I know I have done crepe recipes in the past, but they are just so good! And with all this delicious summer fruit you can make them for breakfast of dessert, or even for dinner. Some suggestions for crepe fillings: sautéed chard with a bit of ham or bacon, roasted eggplant and tomato (chopped) topped with some chopped basil and feta cheese, for dessert or breakfast fresh or lightly cooked summer fruit with or without yogurt or ricotta cheese,
Recipe from Sweet Basil, Garlic, Tomatoes and Chives by Diana Shaw
sent to me by Eatwell member Heather R.
1/2 cup Eatwell Farm Flour
1/2 cup All purpose Flour
1/2 tsp Salt
3 Eatwell Farm Eggs
1 cup Milk
2 TB unsalted Butter, melted
Sift the flour and salt together into a mixing bowl.
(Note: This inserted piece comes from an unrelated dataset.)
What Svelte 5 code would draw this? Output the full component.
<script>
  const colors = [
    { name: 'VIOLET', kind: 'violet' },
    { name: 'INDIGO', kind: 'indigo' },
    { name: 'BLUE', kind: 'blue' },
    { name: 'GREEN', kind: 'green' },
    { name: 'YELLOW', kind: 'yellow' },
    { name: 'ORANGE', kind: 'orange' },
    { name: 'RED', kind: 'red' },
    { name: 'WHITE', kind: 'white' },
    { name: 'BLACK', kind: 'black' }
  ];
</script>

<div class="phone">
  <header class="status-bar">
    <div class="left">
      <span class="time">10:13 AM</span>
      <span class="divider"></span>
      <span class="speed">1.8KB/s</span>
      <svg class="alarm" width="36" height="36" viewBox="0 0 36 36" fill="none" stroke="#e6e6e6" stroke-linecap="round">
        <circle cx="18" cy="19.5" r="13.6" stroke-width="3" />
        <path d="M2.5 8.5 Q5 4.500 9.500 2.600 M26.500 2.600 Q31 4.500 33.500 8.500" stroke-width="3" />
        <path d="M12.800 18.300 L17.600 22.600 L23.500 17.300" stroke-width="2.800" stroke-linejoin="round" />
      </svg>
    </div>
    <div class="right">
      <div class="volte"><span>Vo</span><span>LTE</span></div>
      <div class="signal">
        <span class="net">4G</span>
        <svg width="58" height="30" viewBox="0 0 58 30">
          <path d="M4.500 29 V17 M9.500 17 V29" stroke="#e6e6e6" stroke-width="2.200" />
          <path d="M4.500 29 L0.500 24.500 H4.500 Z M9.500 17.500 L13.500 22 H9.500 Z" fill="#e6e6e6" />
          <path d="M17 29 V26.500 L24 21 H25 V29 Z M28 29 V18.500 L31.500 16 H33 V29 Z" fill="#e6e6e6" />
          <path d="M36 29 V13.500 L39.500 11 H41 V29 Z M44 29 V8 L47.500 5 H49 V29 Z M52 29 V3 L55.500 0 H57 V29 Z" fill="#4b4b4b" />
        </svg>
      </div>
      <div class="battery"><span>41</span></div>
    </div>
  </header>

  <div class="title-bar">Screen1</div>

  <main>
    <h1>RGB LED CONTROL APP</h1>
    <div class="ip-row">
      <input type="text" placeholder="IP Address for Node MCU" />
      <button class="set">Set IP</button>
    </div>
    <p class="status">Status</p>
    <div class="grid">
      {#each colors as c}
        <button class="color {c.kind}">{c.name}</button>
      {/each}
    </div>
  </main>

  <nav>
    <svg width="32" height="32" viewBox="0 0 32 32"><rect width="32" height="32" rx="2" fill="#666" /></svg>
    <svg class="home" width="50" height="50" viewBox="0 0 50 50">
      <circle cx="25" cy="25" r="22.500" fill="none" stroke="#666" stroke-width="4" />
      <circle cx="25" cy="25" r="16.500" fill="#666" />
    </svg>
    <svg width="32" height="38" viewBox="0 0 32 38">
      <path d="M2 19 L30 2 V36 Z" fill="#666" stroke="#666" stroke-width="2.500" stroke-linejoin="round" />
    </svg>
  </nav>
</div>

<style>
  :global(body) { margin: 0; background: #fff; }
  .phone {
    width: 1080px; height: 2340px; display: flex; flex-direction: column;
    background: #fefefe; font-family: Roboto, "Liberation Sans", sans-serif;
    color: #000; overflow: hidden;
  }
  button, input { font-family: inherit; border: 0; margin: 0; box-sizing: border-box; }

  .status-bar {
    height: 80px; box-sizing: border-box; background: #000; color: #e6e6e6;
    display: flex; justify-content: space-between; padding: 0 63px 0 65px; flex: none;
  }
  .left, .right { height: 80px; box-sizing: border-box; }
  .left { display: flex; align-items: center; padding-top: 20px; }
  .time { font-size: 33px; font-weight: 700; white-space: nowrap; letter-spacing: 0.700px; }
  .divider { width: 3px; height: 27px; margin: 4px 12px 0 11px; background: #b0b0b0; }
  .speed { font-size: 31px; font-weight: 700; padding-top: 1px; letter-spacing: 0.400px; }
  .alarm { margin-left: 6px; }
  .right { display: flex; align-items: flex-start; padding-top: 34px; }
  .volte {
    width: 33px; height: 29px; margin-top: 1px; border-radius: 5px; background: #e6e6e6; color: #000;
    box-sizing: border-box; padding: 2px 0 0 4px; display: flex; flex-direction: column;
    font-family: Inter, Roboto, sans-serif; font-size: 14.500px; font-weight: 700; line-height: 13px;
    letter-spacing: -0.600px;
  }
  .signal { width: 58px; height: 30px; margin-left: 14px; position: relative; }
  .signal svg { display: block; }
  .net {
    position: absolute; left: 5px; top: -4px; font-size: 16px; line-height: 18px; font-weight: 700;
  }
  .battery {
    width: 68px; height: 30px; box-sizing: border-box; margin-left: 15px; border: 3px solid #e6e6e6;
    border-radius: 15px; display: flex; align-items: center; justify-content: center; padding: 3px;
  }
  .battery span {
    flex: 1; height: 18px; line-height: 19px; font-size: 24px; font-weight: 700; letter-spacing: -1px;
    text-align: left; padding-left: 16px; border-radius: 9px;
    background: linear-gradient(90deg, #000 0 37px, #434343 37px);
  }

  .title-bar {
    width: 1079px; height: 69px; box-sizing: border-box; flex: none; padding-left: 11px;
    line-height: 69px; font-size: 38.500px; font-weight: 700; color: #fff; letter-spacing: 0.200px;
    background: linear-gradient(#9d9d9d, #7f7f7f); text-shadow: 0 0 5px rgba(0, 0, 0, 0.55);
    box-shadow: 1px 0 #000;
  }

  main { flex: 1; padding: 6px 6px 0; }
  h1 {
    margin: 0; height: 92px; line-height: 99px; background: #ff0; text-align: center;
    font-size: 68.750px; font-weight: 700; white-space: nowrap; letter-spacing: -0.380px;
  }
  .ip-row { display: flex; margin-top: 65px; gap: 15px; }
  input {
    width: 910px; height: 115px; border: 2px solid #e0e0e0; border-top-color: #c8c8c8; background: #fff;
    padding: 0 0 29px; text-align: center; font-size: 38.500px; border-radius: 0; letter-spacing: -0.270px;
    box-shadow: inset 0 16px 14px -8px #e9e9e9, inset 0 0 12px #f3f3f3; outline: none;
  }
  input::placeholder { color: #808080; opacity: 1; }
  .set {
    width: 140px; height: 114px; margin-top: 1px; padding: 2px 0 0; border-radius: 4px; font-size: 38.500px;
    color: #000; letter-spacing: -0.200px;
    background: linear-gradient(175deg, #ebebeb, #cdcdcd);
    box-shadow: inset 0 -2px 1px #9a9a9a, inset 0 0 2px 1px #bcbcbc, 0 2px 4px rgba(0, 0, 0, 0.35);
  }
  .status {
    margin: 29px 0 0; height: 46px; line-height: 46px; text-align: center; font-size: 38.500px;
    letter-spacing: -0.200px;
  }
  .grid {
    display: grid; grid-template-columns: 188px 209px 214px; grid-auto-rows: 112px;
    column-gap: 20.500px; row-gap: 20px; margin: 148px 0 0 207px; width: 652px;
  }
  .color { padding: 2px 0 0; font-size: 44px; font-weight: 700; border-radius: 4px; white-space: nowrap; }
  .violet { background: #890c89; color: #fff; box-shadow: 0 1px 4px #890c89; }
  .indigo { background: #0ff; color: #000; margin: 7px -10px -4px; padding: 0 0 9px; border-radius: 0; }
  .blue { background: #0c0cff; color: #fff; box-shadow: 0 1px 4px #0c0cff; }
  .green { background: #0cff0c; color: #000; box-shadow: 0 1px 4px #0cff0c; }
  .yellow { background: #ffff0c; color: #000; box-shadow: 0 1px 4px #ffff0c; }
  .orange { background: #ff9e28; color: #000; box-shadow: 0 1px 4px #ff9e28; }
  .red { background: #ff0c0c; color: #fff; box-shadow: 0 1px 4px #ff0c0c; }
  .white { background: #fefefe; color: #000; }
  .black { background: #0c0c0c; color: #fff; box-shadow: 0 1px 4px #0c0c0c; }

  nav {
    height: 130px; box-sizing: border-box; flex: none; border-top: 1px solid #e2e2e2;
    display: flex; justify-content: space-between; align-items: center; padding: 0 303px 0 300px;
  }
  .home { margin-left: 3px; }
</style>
Make a well in the center, and break the eggs into it. Whisk together until well mixed. Combine 1/2 cup of the milk and the melted butter, and pour into the flour mixture in a slow, steady stream, whisking as you do. Continue to whisk until you have a smooth paste. Whisk in the remaining milk, making a thin batter. Let stand 30 minutes before frying.* Heat a 7 inch crepe pan. Place a TB of butter in the pan, and swirl until it melts and coasts the bottom of the pan. Pour the excess butter into a small dish. Reserve the excess butter for preparing additional crepes. Test the pan by dropping a tsp of batter into it. When the batter starts hopping, the pan is ready. Pour a small ladle, about 1/4 cup, of batter into the pan and shake to distribute evenly. Cook over medium high heat until the bottom has browned, about 1 1/2 minutes. Loosen the edge of the crepe with a butter knife, flip the crepe with your fingers. Cook until the other side has browned, about 1/2 minute more. Repeat for each crepe. *Heather likes to make her batter in the morning and let’s it sit all day before cooking them at night for dinner.